# WRITTEN EXERCISE:
In the material below, find all lines with the string "this" and copy them.
::: GIVEN RECORDS :::
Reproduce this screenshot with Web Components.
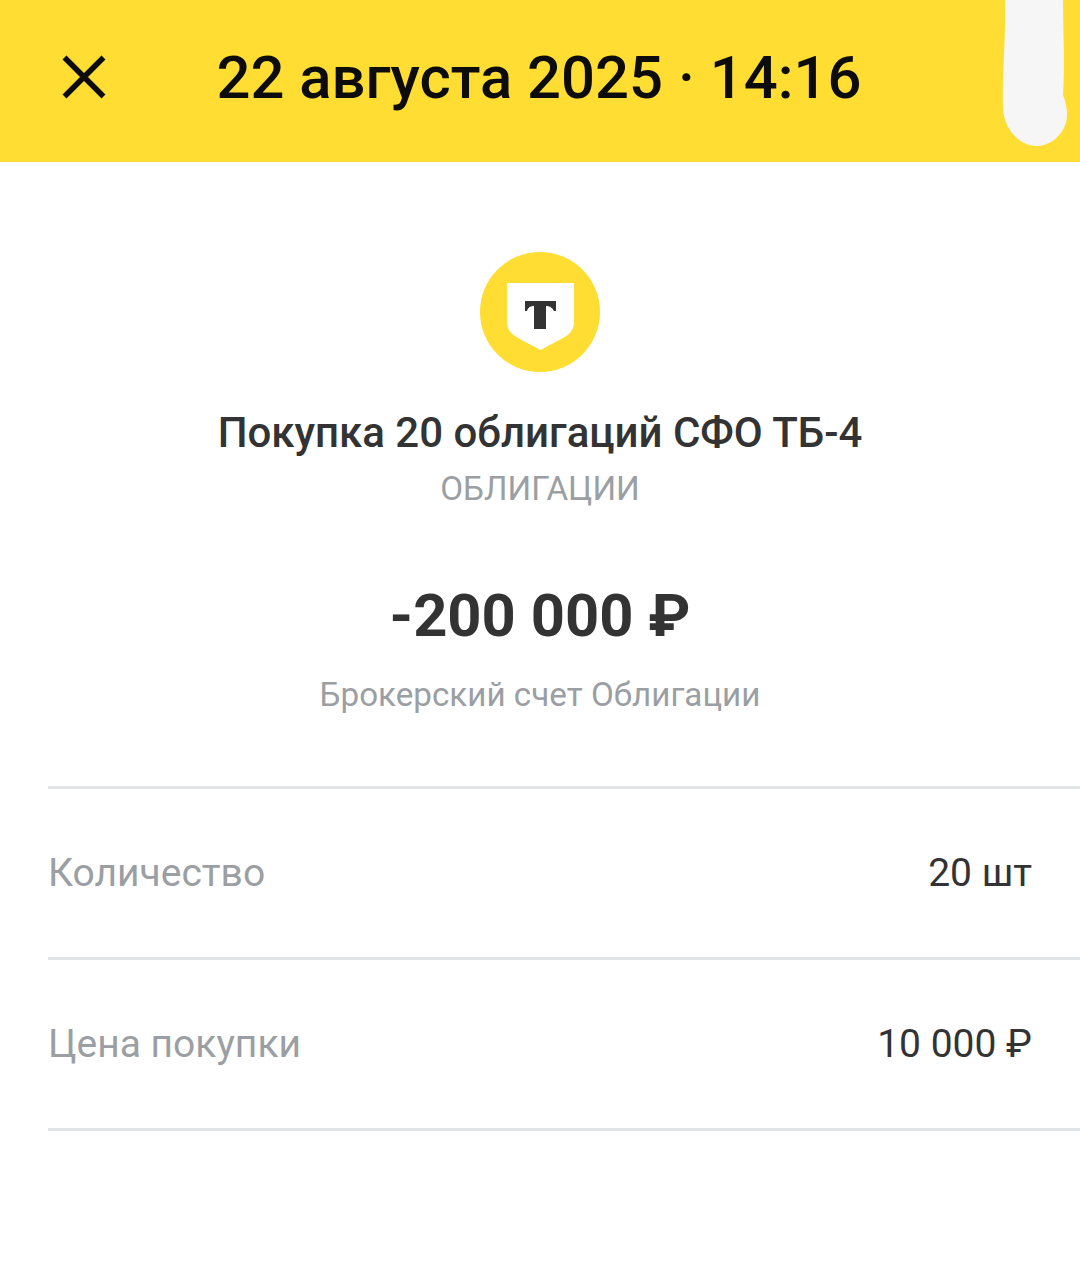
<!DOCTYPE html>
<html lang="ru"><head><meta charset="utf-8"><title>Операция</title>
<style>html,body{margin:0;background:#fff;font-family:Roboto,"Liberation Sans",sans-serif}</style>
</head><body>
<op-screen>
<op-header slot="header">22 августа 2025 · 14:16</op-header>
<op-summary slot="summary" title-text="Покупка 20 облигаций СФО ТБ-4" category="ОБЛИГАЦИИ" amount="-200 000 ₽" account="Брокерский счет Облигации"></op-summary>
<op-row label="Количество" value="20 шт"></op-row>
<op-row label="Цена покупки" value="10 000 ₽"></op-row>
</op-screen>
<script>
const def=(n,html,init)=>customElements.define(n,class extends HTMLElement{connectedCallback(){if(this.shadowRoot)return;const s=this.attachShadow({mode:'open'});s.innerHTML=html;init&&init(s,this)}});
def('op-screen',`<style>:host{display:block;width:1080px;height:1285px;overflow:hidden;background:#fff}
.list{padding-left:48px;display:flex;flex-direction:column}</style><slot name="header"></slot><slot name="summary"></slot><div class="list"><slot></slot></div>`);
def('op-header',`<style>:host{display:flex;align-items:center;position:relative;height:162px;padding-bottom:8px;box-sizing:border-box;background:#ffdd33;color:#0c0c0c;overflow:hidden}
svg.x{margin-left:60px;width:48px;height:48px;flex:none}
.t{margin-left:108.500px;font:500 59.800px/1 Roboto,sans-serif;white-space:nowrap;padding-top:4px}
svg.blob{position:absolute;left:1000px;top:0;width:70px;height:148px}</style>
<svg class="x" viewBox="0 0 48 48"><path d="M4.500 4.500 L43.500 43.500 M43.500 4.500 L4.500 43.500" fill="none" stroke="#0c0c0c" stroke-width="5.600"/></svg>
<span class="t"><slot></slot></span>
<svg class="blob" viewBox="0 0 70 148"><path d="M5 0 H63 C63 30 65 60 63 95 C67 105 68 115 66 123 C61 138 48 146 37 146 C20 146 4 130 3 108 C2 70 6 40 5 0Z" fill="#f6f6f6"/></svg>`);
def('op-summary',`<style>:host{display:flex;flex-direction:column;align-items:center;color:#333;text-align:center;padding-top:90px}
svg{width:120px;height:120px;display:block}
.h{font:500 42px/48px Roboto,sans-serif;margin-top:37px;white-space:nowrap}
.c{font:400 33.200px/40px Roboto,sans-serif;color:#9b9fa3;margin-top:12px}
.a{font:700 59.700px/72px Roboto,sans-serif;margin-top:71px}
.b{font:400 33.200px/40px Roboto,sans-serif;color:#9b9fa3;margin-top:23px;margin-bottom:71px}</style>
<svg viewBox="0 0 120 120"><circle cx="60" cy="60" r="60" fill="#ffdd33"/><path d="M27 31 H94 V69 C94 78 90 82 83 86 L60.500 98 L38 86 C31 82 27 78 27 69Z" fill="#fff"/><path d="M45 49 H76 V59 H74 C72 55 69 54 66 54 V77 H54 V54 C51 54 48 55 47 59 H45Z" fill="#333"/></svg>
<div class="h"></div><div class="c"></div><div class="a"></div><div class="b"></div>`,(s,e)=>{s.querySelector('.h').textContent=e.getAttribute('title-text');s.querySelector('.c').textContent=e.getAttribute('category');s.querySelector('.a').textContent=e.getAttribute('amount');s.querySelector('.b').textContent=e.getAttribute('account')});
def('op-row',`<style>:host{display:flex;justify-content:space-between;align-items:center;height:168px;border-top:3px solid #e3e4e6;padding-right:48px;font:400 39px/44px Roboto,sans-serif}
:host(:last-of-type){border-bottom:3px solid #e3e4e6}
.l{color:#9b9fa3}.v{color:#333}</style><span class="l"></span><span class="v"></span>`,(s,e)=>{s.querySelector('.l').textContent=e.getAttribute('label');s.querySelector('.v').textContent=e.getAttribute('value')});
</script>
</body></html>
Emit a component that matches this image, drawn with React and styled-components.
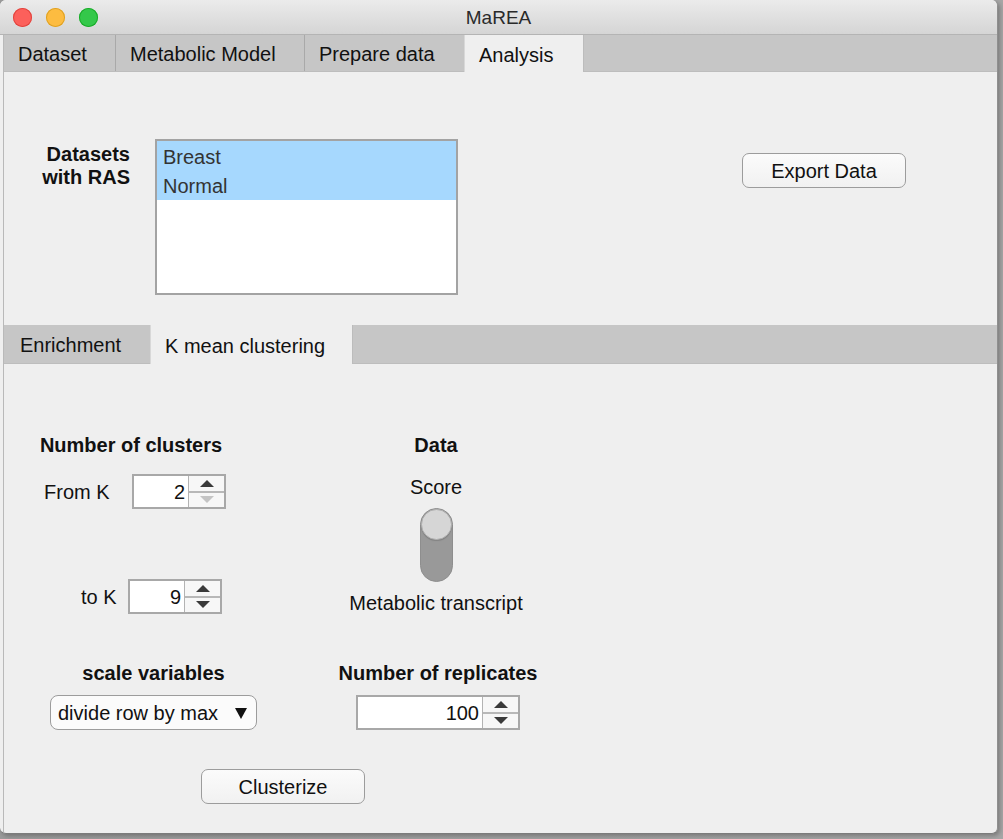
import React from 'react';
import styled, { createGlobalStyle } from 'styled-components';

const GlobalStyle = createGlobalStyle`
  html, body {
    margin: 0;
    padding: 0;
    background: #9a9a9a;
    font-family: "Liberation Sans", Arial, Helvetica, sans-serif;
    color: #111;
  }
`;

const Desktop = styled.div`
  width: 1003px;
  height: 839px;
  overflow: hidden;
  background: linear-gradient(90deg, #9a9a9a 0%, #a6a6a6 100%);
`;

const Window = styled.div`
  width: 998px;
  height: 834px;
  display: flex;
  flex-direction: column;
  background: #efefef;
  border-radius: 6px;
  border-right: 1px solid #8f8f8f;
  border-bottom: 1px solid #7c7c7c;
  box-sizing: border-box;
  overflow: hidden;
  box-shadow: 2px 2px 4px rgba(0, 0, 0, 0.25);
`;

const TitleBar = styled.div`
  height: 35px;
  flex: none;
  display: flex;
  align-items: center;
  position: relative;
  background: linear-gradient(#ebebeb, #d5d5d5);
  border-bottom: 1px solid #b4b4b4;
  box-sizing: border-box;
`;

const Lights = styled.div`
  display: flex;
  gap: 14px;
  padding-left: 13px;
  padding-top: 1px;
`;

const Light = styled.span`
  width: 19px;
  height: 19px;
  border-radius: 50%;
  background: ${(p) => p.color};
  box-shadow: inset 0 0 0 1px ${(p) => p.edge};
`;

const Title = styled.div`
  position: absolute;
  left: 0;
  right: 0;
  text-align: center;
  font-size: 19px;
  color: #2a2a2a;
  padding-top: 1px;
`;

const Frame = styled.div`
  flex: 1;
  display: flex;
  flex-direction: column;
  margin-left: 3px;
  border-left: 1px solid #b9b9b9;
`;

const TabBar = styled.div`
  height: 37px;
  flex: none;
  display: flex;
  background: #c6c6c6;
  border-bottom: 1px solid #bdbdbd;
  box-sizing: border-box;
`;

const Tab = styled.div`
  height: ${(p) => (p.active ? '37px' : '36px')};
  width: ${(p) => p.w}px;
  box-sizing: border-box;
  padding-left: ${(p) => p.pad || 14}px;
  padding-top: 3px;
  display: flex;
  align-items: center;
  font-size: 20px;
  color: #111;
  background: ${(p) => (p.active ? '#efefef' : '#c6c6c6')};
  border-right: 1px solid #a9a9a9;
  ${(p) => p.active && 'border-left: 1px solid #d8d8d8; border-right: 1px solid #bcbcbc; margin-left: -1px;'}
`;

const TopSection = styled.div`
  height: 253px;
  flex: none;
  display: flex;
  align-items: flex-start;
  padding-top: 67px;
  box-sizing: border-box;
`;

const SideLabel = styled.div`
  width: 90px;
  margin-left: 36px;
  margin-top: 4px;
  text-align: right;
  font-size: 20px;
  font-weight: bold;
  line-height: 23px;
`;

const ListBox = styled.div`
  width: 303px;
  height: 156px;
  margin-left: 25px;
  box-sizing: border-box;
  border: 2px solid #a3a3a3;
  background: #fff;
`;

const ListItem = styled.div`
  height: 29.5px;
  padding-left: 6px;
  padding-top: 3px;
  box-sizing: border-box;
  display: flex;
  align-items: center;
  font-size: 20px;
  color: #333;
  background: ${(p) => (p.selected ? '#a6d8fe' : '#fff')};
`;

const PushButton = styled.div`
  width: ${(p) => p.w}px;
  height: 35px;
  box-sizing: border-box;
  border: 1px solid #9c9c9c;
  border-radius: 7px;
  background: linear-gradient(#fbfbfb, #f1f1f1);
  display: flex;
  align-items: center;
  justify-content: center;
  padding-top: 2px;
  font-size: 20px;
  color: #111;
`;

const ExportSlot = styled.div`
  margin-left: 284px;
  margin-top: 14px;
`;

const InnerTabBar = styled(TabBar)`
  height: 39px;
  padding-left: 2px;
`;

const InnerTab = styled(Tab)`
  height: ${(p) => (p.active ? '39px' : '38px')};
`;

const ClusterPanel = styled.div`
  flex: 1;
  display: flex;
  flex-direction: column;
  padding-top: 70px;
`;

const Row = styled.div`
  display: flex;
  align-items: flex-start;
  margin-top: ${(p) => p.mt || 0}px;
  padding-left: ${(p) => p.pl || 0}px;
`;

const Group = styled.div`
  display: flex;
  flex-direction: column;
  align-items: ${(p) => p.align || 'center'};
  width: ${(p) => p.w}px;
  margin-left: ${(p) => p.ml}px;
`;

const Heading = styled.div`
  font-size: 20px;
  font-weight: bold;
  line-height: 22px;
  text-align: center;
  align-self: center;
  white-space: nowrap;
`;

const Text = styled.div`
  font-size: 20px;
  line-height: 22px;
  white-space: nowrap;
  margin-top: ${(p) => p.mt || 0}px;
`;

const FieldRow = styled.div`
  display: flex;
  align-items: center;
  margin-top: ${(p) => p.mt}px;
  padding-left: ${(p) => p.pl}px;
`;

const FieldLabel = styled(Text)`
  width: ${(p) => p.w}px;
`;

const SpinSlot = styled.div`
  margin-top: 11px;
`;

const Spinner = styled.div`
  display: flex;
  height: 35px;
  box-sizing: border-box;
  border: 2px solid #a8a8a8;
  background: #fff;
`;

const SpinValue = styled.div`
  width: ${(p) => p.w}px;
  box-sizing: border-box;
  padding-right: 3px;
  padding-top: 1px;
  text-align: right;
  font-size: 20px;
  line-height: 31px;
  color: #111;
  border-right: 1px solid #b3b3b3;
`;

const SpinArrows = styled.div`
  width: 35px;
  display: flex;
  flex-direction: column;
  background: #f7f7f7;
`;

const Arrow = styled.div`
  flex: 1;
  display: flex;
  align-items: center;
  justify-content: center;
  ${(p) => p.up && 'border-bottom: 2px solid #b8b8b8;'}
  &::after {
    content: '';
    border-left: 7px solid transparent;
    border-right: 7px solid transparent;
    ${(p) =>
      p.up
        ? `border-bottom: 7px solid ${p.off ? '#c4c4c4' : '#3a3a3a'};`
        : `border-top: 7px solid ${p.off ? '#c4c4c4' : '#3a3a3a'};`}
  }
`;

const Toggle = styled.div`
  width: 33px;
  height: 74px;
  margin-top: 10px;
  border-radius: 17px;
  background: #999;
  box-sizing: border-box;
  border: 1px solid #8e8e8e;
  display: flex;
  flex-direction: column;
  align-items: center;
`;

const Knob = styled.div`
  width: 31px;
  height: 31px;
  border-radius: 50%;
  background: #d6d6d6;
  border: 1px solid #b0b0b0;
  box-sizing: border-box;
  box-shadow: 0 1px 1px rgba(0, 0, 0, 0.15);
`;

const Dropdown = styled.div`
  width: 207px;
  height: 35px;
  margin-top: 11px;
  box-sizing: border-box;
  border: 1px solid #9c9c9c;
  border-radius: 8px;
  background: #fbfbfb;
  display: flex;
  align-items: center;
  justify-content: space-between;
  padding: 2px 9px 0 7px;
  font-size: 20px;
  color: #111;
`;

const Caret = styled.span`
  width: 0;
  height: 0;
  border-left: 6px solid transparent;
  border-right: 6px solid transparent;
  border-top: 11px solid #111;
`;

function NumberSpinner({ value, width, lowDisabled }) {
  return (
    <Spinner>
      <SpinValue w={width}>{value}</SpinValue>
      <SpinArrows>
        <Arrow up />
        <Arrow off={lowDisabled} />
      </SpinArrows>
    </Spinner>
  );
}

export default function App() {
  return (
    <Desktop>
      <GlobalStyle />
      <Window>
        <TitleBar>
          <Lights>
            <Light color="#fc605b" edge="#e0443e" />
            <Light color="#fdbc40" edge="#dea123" />
            <Light color="#34c84a" edge="#1aab29" />
          </Lights>
          <Title>MaREA</Title>
        </TitleBar>
        <Frame>
          <TabBar>
            <Tab w={112}>Dataset</Tab>
            <Tab w={189}>Metabolic Model</Tab>
            <Tab w={160}>Prepare data</Tab>
            <Tab w={120} active>Analysis</Tab>
          </TabBar>
          <TopSection>
            <SideLabel>Datasets with RAS</SideLabel>
            <ListBox>
              <ListItem selected>Breast</ListItem>
              <ListItem selected>Normal</ListItem>
            </ListBox>
            <ExportSlot>
              <PushButton w={164}>Export Data</PushButton>
            </ExportSlot>
          </TopSection>
          <InnerTabBar>
            <InnerTab w={145}>Enrichment</InnerTab>
            <InnerTab w={203} active>K mean clustering</InnerTab>
          </InnerTabBar>
          <ClusterPanel>
            <Row>
              <Group w={180} ml={37} align="flex-start">
                <Heading>Number of clusters</Heading>
                <FieldRow mt={18} pl={3}>
                  <FieldLabel w={88}>From K</FieldLabel>
                  <NumberSpinner value="2" width={55} lowDisabled />
                </FieldRow>
                <FieldRow mt={70} pl={40}>
                  <FieldLabel w={47}>to K</FieldLabel>
                  <NumberSpinner value="9" width={55} />
                </FieldRow>
              </Group>
              <Group w={200} ml={115}>
                <Heading>Data</Heading>
                <Text mt={20}>Score</Text>
                <Toggle>
                  <Knob />
                </Toggle>
                <Text mt={10}>Metabolic transcript</Text>
              </Group>
            </Row>
            <Row mt={48}>
              <Group w={207} ml={46}>
                <Heading>scale variables</Heading>
                <Dropdown>
                  divide row by max
                  <Caret />
                </Dropdown>
              </Group>
              <Group w={210} ml={76}>
                <Heading>Number of replicates</Heading>
                <SpinSlot>
                  <NumberSpinner value="100" width={125} />
                </SpinSlot>
              </Group>
            </Row>
            <Row mt={39} pl={197}>
              <PushButton w={164}>Clusterize</PushButton>
            </Row>
          </ClusterPanel>
        </Frame>
      </Window>
    </Desktop>
  );
}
:::
# ANSWER TO THE EXERCISE:
Reproduce this screenshot with Web Components.
const def=(n,html,init)=>customElements.define(n,class extends HTMLElement{connectedCallback(){if(this.shadowRoot)return;const s=this.attachShadow({mode:'open'});s.innerHTML=html;init&&init(s,this)}});
Emit a component that matches this image, drawn with React and styled-components.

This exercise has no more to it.